And the sky is blue. The fact that money is fungible does not explain how the Southern Produced Money did not get spent by the Southerners who produced it.

Again, the Southerners make the money, and someone else spends it for them? How does that work? Are the Southerners content to never receive a return in value for those valuable things that were shipped off to Europe?

I know what you are trying to say. You are trying to say the Southerners earned money from their sales in Europe, and the Northerners acquired this Southern earned money by selling the Southerners products manufactured by the North, and the Northerners kept the European money that the Southerners earned.

But you aren't grasping the bigger point with this scenario. The Southerners were the natural base for the European products, but they didn't get them directly because of the protectionist nature of the whole system. They didn't have to buy Northern produced products if they weren't forced to do so. They could have bought European produced products instead, but for the laws preventing or making it ruinously expensive to do so.

And there were other sources of income and wealth.

There were not other sources of European money. Are you going to argue that the North traded gold or silver for those European products? If they didn't use the money earned by Southerners, how else would they recompense the Europeans for their products except by gold or silver?
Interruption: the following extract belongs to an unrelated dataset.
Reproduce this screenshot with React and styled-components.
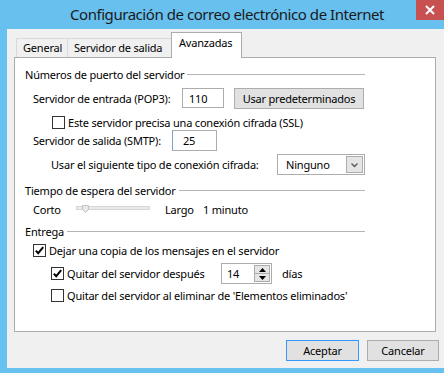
import React from 'react';
import styled, { createGlobalStyle } from 'styled-components';

const GlobalStyle = createGlobalStyle`
    html, body {
        margin: 0;
        padding: 0;
        background: #68c0ef;
    }
    body {
        font-family: "Noto Sans", "Open Sans", sans-serif;
        font-size: 11px;
        letter-spacing: -0.2px;
        color: #000;
    }
`;

const Frame = styled.div`
    width: 444px;
    height: 373px;
    background: #68c0ef;
    display: flex;
    flex-direction: column;
    overflow: hidden;
`;

const TitleBar = styled.div`
    height: 29px;
    display: flex;
    align-items: flex-start;
`;

const Title = styled.div`
    flex: 1;
    padding-left: 70px;
    height: 29px;
    line-height: 28px;
    font-size: 15px;
    letter-spacing: -0.45px;
    color: #1a1a1a;
    white-space: nowrap;
`;

const CloseButton = styled.div`
    width: 28px;
    height: 20px;
    background: #c75050;
    display: flex;
    align-items: center;
    justify-content: center;
`;

const Client = styled.div`
    flex: 1;
    margin: 0 0 5px 7px;
    background: #f0f0f0;
    display: flex;
    flex-direction: column;
    padding: 3px 0 0 7px;
`;

const TabStrip = styled.div`
    height: 25px;
    display: flex;
    align-items: flex-end;
    padding-left: 2px;
`;

const Tab = styled.div`
    position: relative;
    box-sizing: border-box;
    width: ${p => p.width}px;
    height: ${p => (p.active ? 26 : 19)}px;
    margin-bottom: ${p => (p.active ? -1 : 0)}px;
    margin-left: ${p => (p.active ? -2 : 0)}px;
    z-index: ${p => (p.active ? 1 : 0)};
    background: ${p => (p.active ? '#fff' : '#f0f0f0')};
    border: 1px solid ${p => (p.active ? '#acacac' : '#d9d9d9')};
    border-bottom: none;
    border-left-width: ${p => (p.first || p.active ? 1 : 0)}px;
    padding: ${p => (p.active ? '2px 0 0 7px' : '1px 0 0 6px')};
    line-height: 16px;
    white-space: nowrap;
`;

const Panel = styled.div`
    box-sizing: border-box;
    width: 422px;
    height: 275px;
    background: #fff;
    border: 1px solid #acacac;
    padding: 8px 0 0 10px;
    display: flex;
    flex-direction: column;
`;

const Column = styled.div`
    width: 340px;
    display: flex;
    flex-direction: column;
`;

const GroupHeader = styled.div`
    height: 16px;
    margin-top: ${p => p.top || 0}px;
    display: flex;
    align-items: center;
    gap: 3px;
    white-space: nowrap;

    &::after {
        content: '';
        flex: 1;
        height: 1px;
        background: #b4b4b4;
    }
`;

const Row = styled.div`
    display: flex;
    align-items: center;
    height: ${p => p.h || 16}px;
    margin-top: ${p => p.top || 0}px;
    margin-left: ${p => p.indent || 0}px;
    white-space: nowrap;
`;

const Label = styled.span`
    display: inline-block;
    flex: none;
    width: ${p => (p.w ? `${p.w}px` : 'auto')};
    margin-left: ${p => p.gap || 0}px;
`;

const TextBox = styled.div`
    box-sizing: border-box;
    width: ${p => p.w}px;
    height: ${p => p.h || 20}px;
    margin-left: ${p => p.gap || 0}px;
    background: #fff;
    border: 1px solid #acacac;
    border-left-color: ${p => (p.focus ? '#7aa3d4' : '#acacac')};
    padding-left: ${p => p.pad || 6}px;
    display: flex;
    align-items: center;
`;

const Button = styled.div`
    box-sizing: border-box;
    width: ${p => p.w}px;
    height: 21px;
    margin-left: ${p => p.gap || 0}px;
    background: #e1e1e1;
    border: 1px solid ${p => (p.primary ? '#3399ff' : '#adadad')};
    display: flex;
    align-items: center;
    justify-content: center;
`;

const CheckBox = styled.div`
    box-sizing: border-box;
    width: 13px;
    height: 13px;
    flex: none;
    background: #fff;
    border: 1px solid #333;
    margin-right: 3px;
    display: flex;
    align-items: center;
    justify-content: center;
`;

const Select = styled.div`
    box-sizing: border-box;
    width: 88px;
    height: 21px;
    margin-left: ${p => p.gap || 0}px;
    background: #fff;
    border: 1px solid #acacac;
    display: flex;
    align-items: center;
    padding: 1px;
`;

const SelectText = styled.span`
    flex: 1;
    padding-left: 7px;
`;

const DropButton = styled.div`
    box-sizing: border-box;
    width: 17px;
    height: 17px;
    background: #e5e5e5;
    border: 1px solid #acacac;
    display: flex;
    align-items: center;
    justify-content: center;
`;

const SpinBox = styled.div`
    box-sizing: border-box;
    width: 51px;
    height: 21px;
    margin-left: ${p => p.gap || 0}px;
    background: #fff;
    border: 1px solid #acacac;
    display: flex;
    align-items: center;
    padding: 1px;
`;

const SpinText = styled.span`
    flex: 1;
    padding-left: 4px;
`;

const SpinButtons = styled.div`
    width: 16px;
    height: 17px;
    display: flex;
    flex-direction: column;
`;

const SpinHalf = styled.div`
    flex: 1;
    box-sizing: border-box;
    background: #e5e5e5;
    border: 1px solid #acacac;
    border-top-width: ${p => (p.down ? 0 : 1)}px;
    display: flex;
    align-items: center;
    justify-content: center;
`;

const Footer = styled.div`
    display: flex;
    justify-content: flex-end;
    padding-right: 5px;
    margin-top: 8px;
    gap: 8px;
`;

const Check = ({ checked }) => (
    <CheckBox>
        {checked && (
            <svg width="11" height="11" viewBox="0 0 11 11">
                <path d="M1.8 5.6 L4.2 8.2 L9.2 2.2" fill="none" stroke="#000" strokeWidth="2" />
            </svg>
        )}
    </CheckBox>
);

const Slider = () => (
    <svg width="74" height="10" viewBox="0 0 74 10">
        <rect x="0.5" y="2.5" width="73" height="3" fill="#e7eaea" stroke="#d6d6d6" />
        <path d="M6.5 1.5 H12.5 V5.5 L9.5 8.5 L6.5 5.5 Z" fill="#e8e8e8" stroke="#c3c3c3" />
    </svg>
);

const App = () => {
    return (
        <>
            <GlobalStyle />
            <Frame>
                <TitleBar>
                    <Title>Configuración de correo electrónico de Internet</Title>
                    <CloseButton>
                        <svg width="10" height="10" viewBox="0 0 10 10">
                            <path d="M1 1 L9 9 M9 1 L1 9" stroke="#fff" strokeWidth="2" />
                        </svg>
                    </CloseButton>
                </TitleBar>
                <Client>
                    <TabStrip>
                        <Tab width={52} first>General</Tab>
                        <Tab width={105}>Servidor de salida</Tab>
                        <Tab width={71} active>Avanzadas</Tab>
                    </TabStrip>
                    <Panel>
                        <Column>
                            <GroupHeader>Números de puerto del servidor</GroupHeader>
                            <Row h={20} top={6} indent={8}>
                                <Label w={149}>Servidor de entrada (POP3):</Label>
                                <TextBox w={42}>110</TextBox>
                                <Button w={130} gap={10}>Usar predeterminados</Button>
                            </Row>
                            <Row h={13} top={8} indent={27}>
                                <Check />
                                <Label>Este servidor precisa una conexión cifrada (SSL)</Label>
                            </Row>
                            <Row h={21} top={1} indent={8}>
                                <Label w={139}>Servidor de salida (SMTP):</Label>
                                <TextBox w={45} h={21} pad={10} focus>25</TextBox>
                            </Row>
                            <Row h={21} top={3} indent={26}>
                                <Label w={226}>Usar el siguiente tipo de conexión cifrada:</Label>
                                <Select>
                                    <SelectText>Ninguno</SelectText>
                                    <DropButton>
                                        <svg width="9" height="6" viewBox="0 0 9 6">
                                            <path d="M1.5 1.5 L4.5 4.5 L7.5 1.5" fill="none" stroke="#555" strokeWidth="1.3" />
                                        </svg>
                                    </DropButton>
                                </Select>
                            </Row>
                            <GroupHeader top={7}>Tiempo de espera del servidor</GroupHeader>
                            <Row top={3} indent={8}>
                                <Label w={43}>Corto</Label>
                                <Slider />
                                <Label gap={15} w={38}>Largo</Label>
                                <Label>1 minuto</Label>
                            </Row>
                            <GroupHeader top={6}>Entrega</GroupHeader>
                            <Row h={13} top={5} indent={8}>
                                <Check checked />
                                <Label>Dejar una copia de los mensajes en el servidor</Label>
                            </Row>
                            <Row h={21} top={6} indent={26}>
                                <Check checked />
                                <Label w={154}>Quitar del servidor después</Label>
                                <SpinBox>
                                    <SpinText>14</SpinText>
                                    <SpinButtons>
                                        <SpinHalf>
                                            <svg width="7" height="4" viewBox="0 0 7 4">
                                                <path d="M0 4 L3.5 0 L7 4 Z" fill="#000" />
                                            </svg>
                                        </SpinHalf>
                                        <SpinHalf down>
                                            <svg width="7" height="4" viewBox="0 0 7 4">
                                                <path d="M0 0 L3.5 4 L7 0 Z" fill="#000" />
                                            </svg>
                                        </SpinHalf>
                                    </SpinButtons>
                                </SpinBox>
                                <Label gap={10}>días</Label>
                            </Row>
                            <Row h={13} top={5} indent={26}>
                                <Check />
                                <Label>Quitar del servidor al eliminar de 'Elementos eliminados'</Label>
                            </Row>
                        </Column>
                    </Panel>
                    <Footer>
                        <Button w={73} primary>Aceptar</Button>
                        <Button w={72}>Cancelar</Button>
                    </Footer>
                </Client>
            </Frame>
        </>
    );
};

export default App;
As it happens, specie is listed in one of the Charts from that book I post from time to time, and my recollection is that it didn't amount to much compared to the Southern export trade.

There are two sources for the North to buy European import goods. Northern trade exports, (25% of the total) and Specie. (Gold amd Silver)

All of it together was dwarfed by the Southern produced income. So again, I ask, who was the trade base for European Trade?

It was the South.

Southerners bought products from the North. Moreover, that foreign money you're so obsessed about didn't end up in Southern pockets.

Not 40% of it anyway. That portion ended up in the North East to pay all the middlemen involved in the protectionist transactions.

What are you going to do with pounds and francs in the middle of Alabama or Mississippi?

Buy European products without the interference of the North East. They could have bought ships and crews and ran their own trade without the need to use North Eastern shippers, or Bankers, or Insurance, or Warehousing.

The could have bought locomotives from England, or Rail Track, or Steam Engines, or finished Textiles, or paper, or any number of things, and at a far lower price which would make their money go even further.

Rather, foreign currency would have remained in accounts in New York and other cities.

Exactly the status quo which the War was started to maintain.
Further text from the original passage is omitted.